Constatant qu’il était de plus en plus difficile de mobiliser sur les sujets touchant à la catastrophe climatique, le mouvement a évolué dans son discours, surtout en France. Le mot d’ordre des marches du week-end précédent mêlait climat, Gaza, montée de l’extrême droite et droit des femmes. D’ailleurs, les marches s’appellent désormais «marches des résistances». En Belgique, les doléances sont beaucoup moins protéiformes, mais la justice sociale trouve néanmoins de plus en plus sa place dans les revendications écologiques. «Jusqu’ici, contrairement aux Français, les acteurs belges ont préféré rester focalisés sur la question climatique en évitant de troubler le message écologique avec d’autres messages politiques pour ne pas effrayer les gens pour qui la question sociale était jugée moins importante, explique Maxime Gaborit. Mais l’échec du mouvement l’a contraint à repenser sa stratégie.»
Changer le système
La réémergence des enjeux sociaux, qui avaient été un peu relégués au profit d’une approche consensuelle du mouvement, découle du constat, lors des marches de 2018 et 2019, qu’il est impossible de résoudre la crise écologique dans le cadre politique et économique actuel. D’où le slogan bien connu: «Changer le système, pas le climat!» C’est aussi dû au fait que les problèmes liés au réchauffement et à la dégradation de l’environnement ont quasi complètement déserté les assemblées politiques, un peu moins, sans doute, au niveau local, davantage confronté aux réalités de l’adaptation au changement climatique. On peut certes souligner les actions d’Yves Coppieters à la Région wallonne (Santé et Environnement) et de Jean-Luc Crucke au fédéral (Climat et Transition environnementale), mais ces deux ministres Engagés semblent se sentir bien seuls et inaudibles au milieu du brouhaha général.

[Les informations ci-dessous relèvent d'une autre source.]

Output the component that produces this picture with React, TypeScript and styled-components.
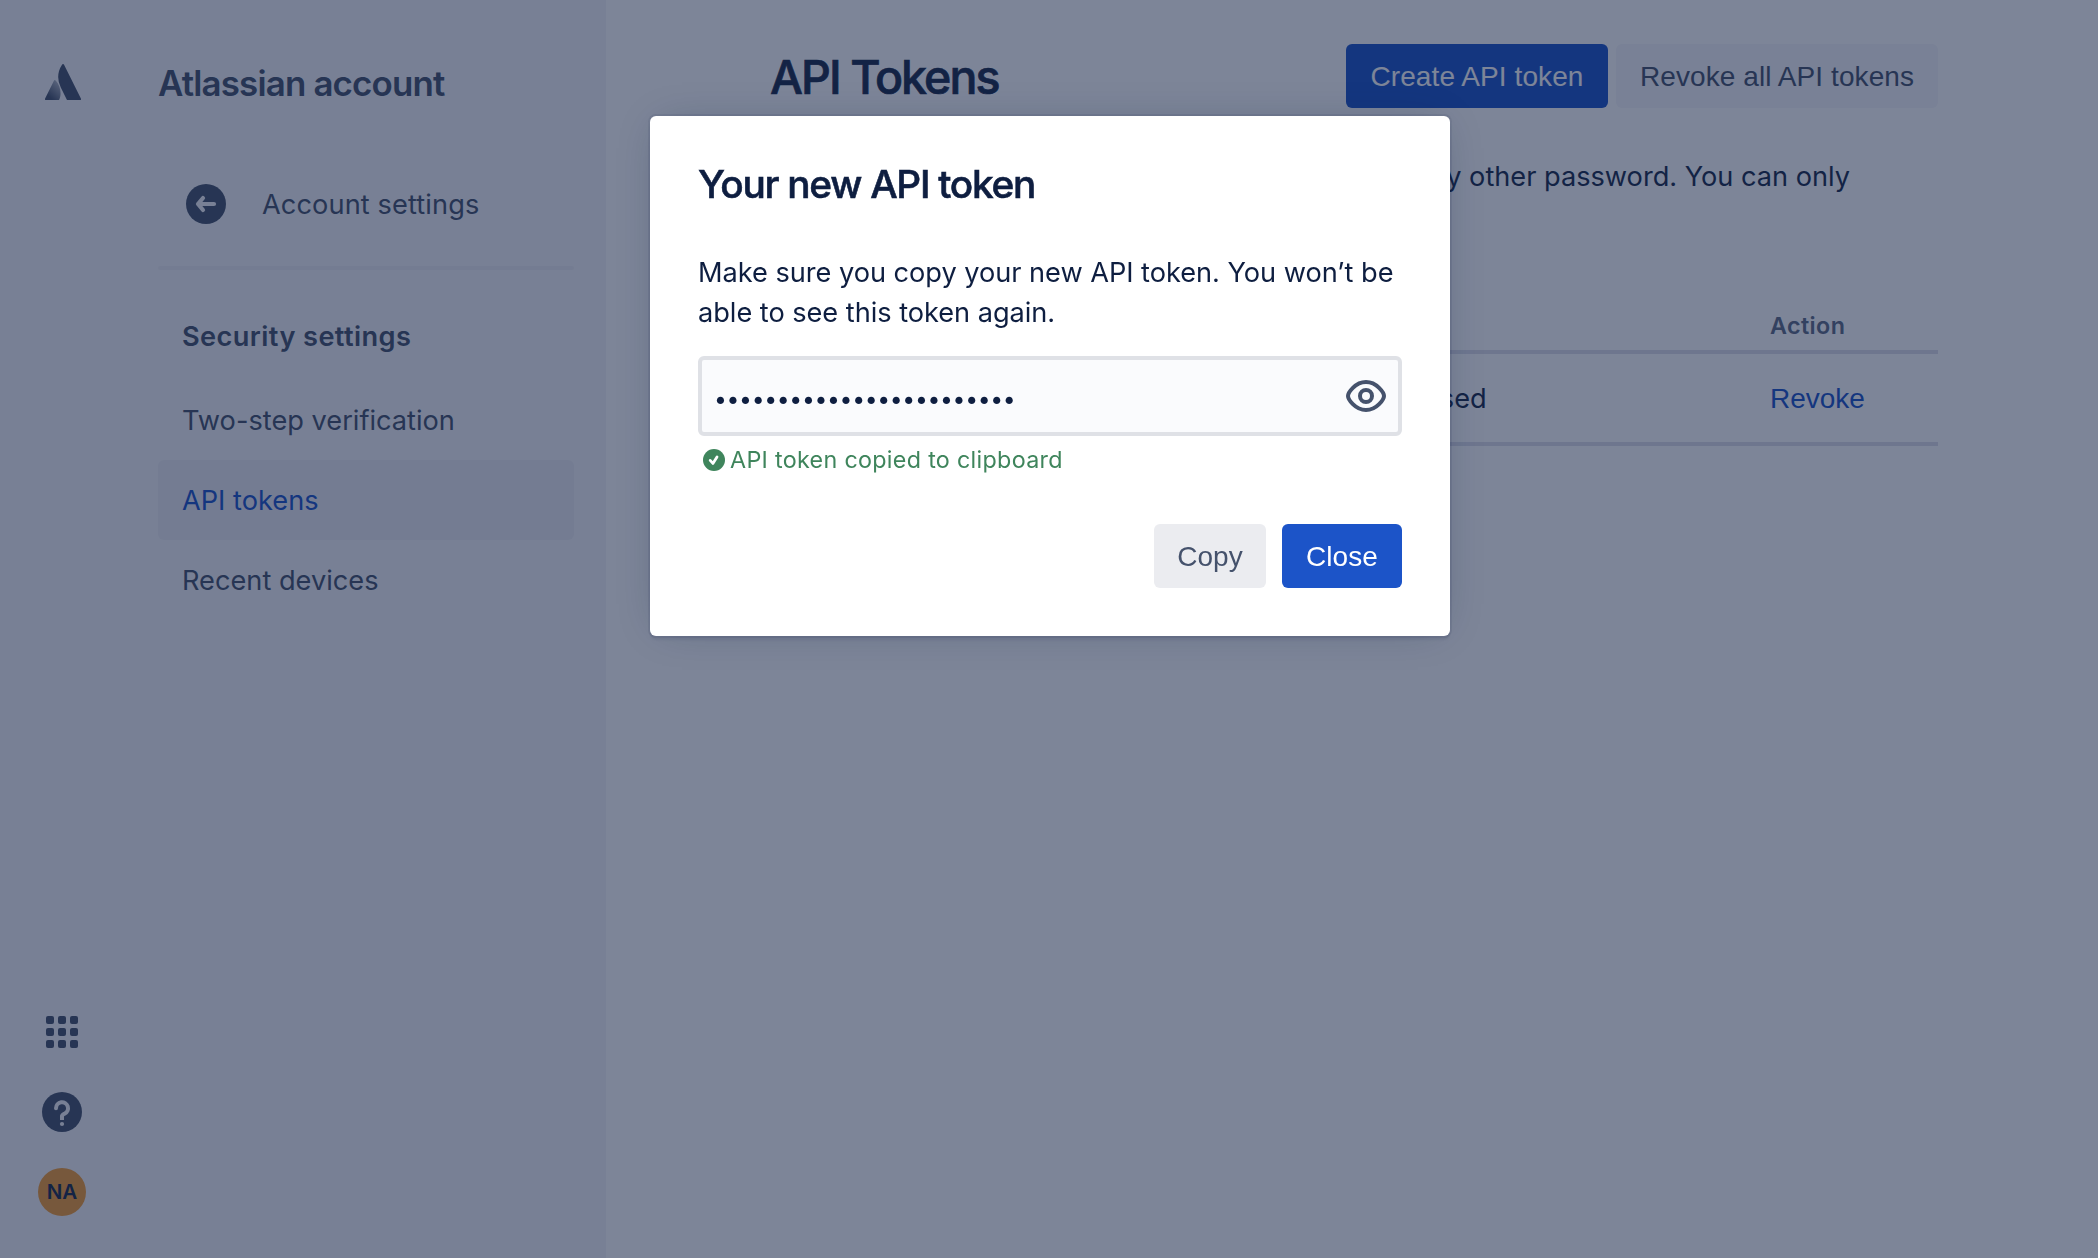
import React from "react";
import styled, { createGlobalStyle } from "styled-components";

const GlobalStyle = createGlobalStyle`
  * { box-sizing: border-box; }
  body {
    margin: 0;
    background: #ffffff;
    color: #192b4b;
    font-family: Inter, "Liberation Sans", sans-serif;
    font-size: 27.2px;
    line-height: 40px;
  }
  h1, h2, h3, p { margin: 0; }
`;

const Page = styled.div`
  display: flex;
  height: 1258px;
  overflow: hidden;
`;

const Sidebar = styled.aside`
  display: flex;
  flex: none;
  width: 606px;
  background: #f4f5f8;
  color: #45526c;
`;

const Rail = styled.div`
  display: flex;
  flex-direction: column;
  justify-content: space-between;
  align-items: center;
  width: 124px;
  padding: 64px 0 42px;
  svg { display: block; }
`;

const LogoLink = styled.div`
  padding-left: 2px;
`;

const RailActions = styled.div`
  display: flex;
  flex-direction: column;
  align-items: center;
`;

const HelpSlot = styled.div`
  margin: 44px 0 36px;
`;

const Avatar = styled.div`
  display: grid;
  place-items: center;
  width: 48px;
  height: 48px;
  border-radius: 50%;
  background: #f19d38;
  color: #192b4b;
  font-size: 20.6px;
  font-weight: 600;
  line-height: 32px;
`;

const Menu = styled.nav`
  width: 416px;
  margin-left: 34px;
  padding-top: 63px;
`;

const MenuTitle = styled.h2`
  font-size: 34.9px;
  font-weight: 600;
  line-height: 40px;
  letter-spacing: -0.83px;
  white-space: nowrap;
`;

const BackLink = styled.div`
  display: flex;
  align-items: center;
  gap: 36px;
  height: 40px;
  margin: 81px 0 42px;
  padding-left: 28px;
  svg { display: block; }
`;

const BackLabel = styled.span`
  padding-top: 2px;
  letter-spacing: 0.1px;
`;

const Divider = styled.hr`
  height: 4px;
  margin: 0;
  border: 0;
  border-radius: 2px;
  background: #ebecf1;
`;

const MenuHeading = styled.h3`
  margin: 47px 0 23px;
  padding-left: 24px;
  font-size: 27.2px;
  font-weight: 600;
  letter-spacing: 0.4px;
`;

const MenuItem = styled.div<{ $selected?: boolean }>`
  padding: 21px 24px 19px;
  border-radius: 6px;
  background: ${(p) => (p.$selected ? "#ebecf1" : "transparent")};
  color: ${(p) => (p.$selected ? "#1c54c8" : "inherit")};
`;

const Main = styled.main`
  width: 1332px;
  padding: 44px 0 0 164px;
`;

const Header = styled.header`
  display: flex;
  justify-content: space-between;
  align-items: center;
  height: 64px;
`;

const PageTitle = styled.h1`
  padding-top: 2px;
  font-size: 46.5px;
  font-weight: 500;
  line-height: 56px;
  letter-spacing: -1.93px;
  -webkit-text-stroke: 0.7px currentColor;
`;

const ButtonRow = styled.div<{ $gap: number }>`
  display: flex;
  justify-content: flex-end;
  gap: ${(p) => p.$gap}px;
`;

const Button = styled.button<{ $tone: "primary" | "default" | "subtle"; $width: number }>`
  width: ${(p) => p.$width}px;
  height: 64px;
  padding: 2px 0 0;
  border: 0;
  border-radius: 6px;
  background: ${(p) =>
    ({ primary: "#1c54c8", default: "#ebecf0", subtle: "#f6f6fa" })[p.$tone]};
  color: ${(p) => (p.$tone === "primary" ? "#ffffff" : "#45526c")};
  font: 28px/40px "Liberation Sans", Arial, sans-serif;
  letter-spacing: 0.08px;
  white-space: nowrap;
`;

const Intro = styled.p`
  min-height: 80px;
  margin-top: 49px;
  padding-right: 80px;
  letter-spacing: -0.015px;
`;

const Row = styled.div`
  display: grid;
  grid-template-columns: 509px 491px 1fr;
  align-items: center;
  height: 92px;
  padding-top: 2px;
  border-bottom: 4px solid #dedfea;
`;

const HeadRow = styled(Row)`
  height: 45px;
  margin-top: 72px;
  padding: 0 0 7px;
  color: #5f6c86;
  font-size: 23.3px;
  font-weight: 600;
  line-height: 32px;
  letter-spacing: 0.4px;
`;

const ActionCell = styled.span`
  grid-column: 3;
`;

const RevokeLink = styled.a`
  color: #1c54c8;
  font: 28px/40px "Liberation Sans", Arial, sans-serif;
`;

const Scrim = styled.div`
  position: fixed;
  inset: 0;
  display: flex;
  justify-content: center;
  align-items: flex-start;
  padding: 116px 0 0 2px;
  background: rgba(14, 30, 64, 0.54);
`;

const Modal = styled.section`
  display: flex;
  flex-direction: column;
  width: 800px;
  height: 520px;
  padding: 44px 48px 48px;
  border-radius: 6px;
  background: #ffffff;
  box-shadow:
    0 0 0 2px rgba(9, 30, 66, 0.08),
    0 4px 2px rgba(9, 30, 66, 0.08),
    0 0 40px -12px rgba(9, 30, 66, 0.31);
  color: #0e1e40;
`;

const ModalTitle = styled.h2`
  margin-bottom: 45px;
  font-size: 38.8px;
  font-weight: 500;
  line-height: 48px;
  letter-spacing: -1.29px;
  -webkit-text-stroke: 0.6px currentColor;
`;

const ModalText = styled.p`
  letter-spacing: -0.04px;
`;

const TokenField = styled.div`
  display: flex;
  justify-content: space-between;
  align-items: center;
  height: 80px;
  margin-top: 23px;
  padding: 0 12px;
  border: 4px solid #dfe1e6;
  border-radius: 6px;
  background: #fafbfd;
  svg { display: block; }
`;

const MaskedToken = styled.span`
  padding-top: 6px;
  font-size: 23px;
  letter-spacing: -0.38px;
`;

const Confirmation = styled.div`
  display: flex;
  align-items: center;
  gap: 5px;
  height: 32px;
  margin: 8px 0 48px;
  padding-left: 5px;
  color: #3f855c;
  font-size: 23.3px;
  line-height: 32px;
  letter-spacing: 0.31px;
`;

const Logo = () => (
  <svg width="36" height="36" viewBox="0 0 24 24" fill="#45526c">
    <defs>
      <linearGradient id="fold" x1="0.85" y1="0.1" x2="0.3" y2="0.85">
        <stop offset="0" stopColor="#45526c" stopOpacity="0.4" />
        <stop offset="1" stopColor="#45526c" />
      </linearGradient>
    </defs>
    <path
      fill="url(#fold)"
      d="M7.12 11.084a.683.683 0 00-1.16.126L.075 22.974a.703.703 0 00.63 1.018h8.19a.678.678 0 00.63-.39c1.767-3.65.696-9.203-2.406-12.52z"
    />
    <path d="M11.434.386a15.515 15.515 0 00-.906 15.317l3.95 7.9a.703.703 0 00.628.388h8.19a.703.703 0 00.63-1.017L12.63.38a.664.664 0 00-1.196.006z" />
  </svg>
);

const BackIcon = () => (
  <svg width="40" height="40" viewBox="0 0 40 40" fill="none">
    <circle cx="20" cy="20" r="20" fill="#45526c" />
    <path d="M17 14 12 20l5 6M12 20h16" stroke="#f4f5f8" strokeWidth="4.2" strokeLinecap="round" strokeLinejoin="round" />
  </svg>
);

const GridIcon = () => (
  <svg width="32" height="32" viewBox="0 0 32 32" fill="#45526c">
    {[0, 12, 24].map((y) =>
      [0, 12, 24].map((x) => <rect key={`${x}-${y}`} x={x} y={y} width="8" height="8" rx="2" />)
    )}
  </svg>
);

const HelpIcon = () => (
  <svg width="40" height="40" viewBox="0 0 40 40" fill="none">
    <circle cx="20" cy="20" r="20" fill="#45526c" />
    <path d="M14 16.2a6 6 0 1 1 8.6 5.4C20.8 22.4 20 23 20 24.6" stroke="#f4f5f8" strokeWidth="4" strokeLinecap="round" />
    <path d="M18 23.5h4V28h-4z" fill="#f4f5f8" />
    <circle cx="20" cy="32" r="2.1" fill="#f4f5f8" />
  </svg>
);

const EyeIcon = () => (
  <svg width="40" height="32" viewBox="0 0 40 32" fill="none" stroke="#45526c" strokeWidth="4">
    <path d="M2 16C2 13 9 2 20 2s18 11 18 14-7 14-18 14S2 19 2 16z" />
    <circle cx="20" cy="16" r="6" />
  </svg>
);

const CheckIcon = () => (
  <svg width="22" height="22" viewBox="0 0 22 22" fill="none">
    <circle cx="11" cy="11" r="11" fill="#3f855c" />
    <path d="M7.2 11.4l2.7 3L14 8" stroke="#fff" strokeWidth="2.8" strokeLinecap="round" strokeLinejoin="round" />
  </svg>
);

export default function App() {
  return (
    <>
      <GlobalStyle />
      <Page>
        <Sidebar>
          <Rail>
            <LogoLink><Logo /></LogoLink>
            <RailActions>
              <GridIcon />
              <HelpSlot><HelpIcon /></HelpSlot>
              <Avatar>NA</Avatar>
            </RailActions>
          </Rail>
          <Menu>
            <MenuTitle>Atlassian account</MenuTitle>
            <BackLink><BackIcon /><BackLabel>Account settings</BackLabel></BackLink>
            <Divider />
            <MenuHeading>Security settings</MenuHeading>
            <MenuItem>Two-step verification</MenuItem>
            <MenuItem $selected>API tokens</MenuItem>
            <MenuItem>Recent devices</MenuItem>
          </Menu>
        </Sidebar>
        <Main>
          <Header>
            <PageTitle>API Tokens</PageTitle>
            <ButtonRow $gap={8}>
              <Button $tone="primary" $width={262}>Create API token</Button>
              <Button $tone="subtle" $width={322}>Revoke all API tokens</Button>
            </ButtonRow>
          </Header>
          <Intro>
            Your API tokens need to be treated as securely as any other password. You can only
          </Intro>
          <HeadRow>
            <ActionCell>Action</ActionCell>
          </HeadRow>
          <Row>
            <span />
            <span>Never accessed</span>
            <RevokeLink>Revoke</RevokeLink>
          </Row>
        </Main>
      </Page>
      <Scrim>
        <Modal>
          <ModalTitle>Your new API token</ModalTitle>
          <ModalText>
            Make sure you copy your new API token. You won’t be able to see this token again.
          </ModalText>
          <TokenField>
            <MaskedToken>{"•".repeat(24)}</MaskedToken>
            <EyeIcon />
          </TokenField>
          <Confirmation><CheckIcon />API token copied to clipboard</Confirmation>
          <ButtonRow $gap={16}>
            <Button $tone="default" $width={112}>Copy</Button>
            <Button $tone="primary" $width={120}>Close</Button>
          </ButtonRow>
        </Modal>
      </Scrim>
    </>
  );
}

La Belgique s’apprête, une fois encore, à remettre à la Commission européenne un Plan climat en retard et peu convaincant, incapable –du fait de la Flandre– d’atteindre l’objectif de réduction de 47% d’ici 2030. Ce qui explique, en partie, ces atermoiements, au niveau belge comme au niveau européen depuis les dernières élections, c’est la temporalité de l’urgence climatique. «Le discours de l’urgence a été le nœud de la mobilisation écologique pendant des années et a finalement perdu de son efficacité dans le temps, relève Maxime Gaborit. A force de répéter qu’il y a urgence, on se rend bien compte que ce n’est pas la même urgence que celle liée au social ou aux guerres. Le paradoxe du mouvement climatique est que la catastrophe écologique est une catastrophe lente.»
Or le champ politique et médiatique obéit, lui, à la logique de l’accélération. On passe d’un sujet et d’une polémique à l’autre en permanence. Mais le réchauffement se rappelle régulièrement à notre souvenir, à la faveur d’inondations, de chaleurs caniculaires, de feux de forêt géants… Et cela semble davantage interpeller les citoyens que les politiques. Ils étaient plus de 20.000, dimanche, à Bruxelles. Dans le récent Grand baromètre du Soir, deux tiers des Belges réclament davantage d’action des autorités pour le climat. Un sondage Ipsos, pour le compte d’Amnesty International, vient également de révéler qu’une grande majorité de personnes (75%) dans dix pays européens (Allemagne, Danemark, Espagne, France, Italie, Lituanie, Pays-Bas, Pologne, Roumanie et Suède) estiment qu’il est important que l’Union européenne fasse respecter ses propres lois environnementales. A bon entendeur…
«Le discours de l’urgence climatique a perdu de son efficacité dans le temps.»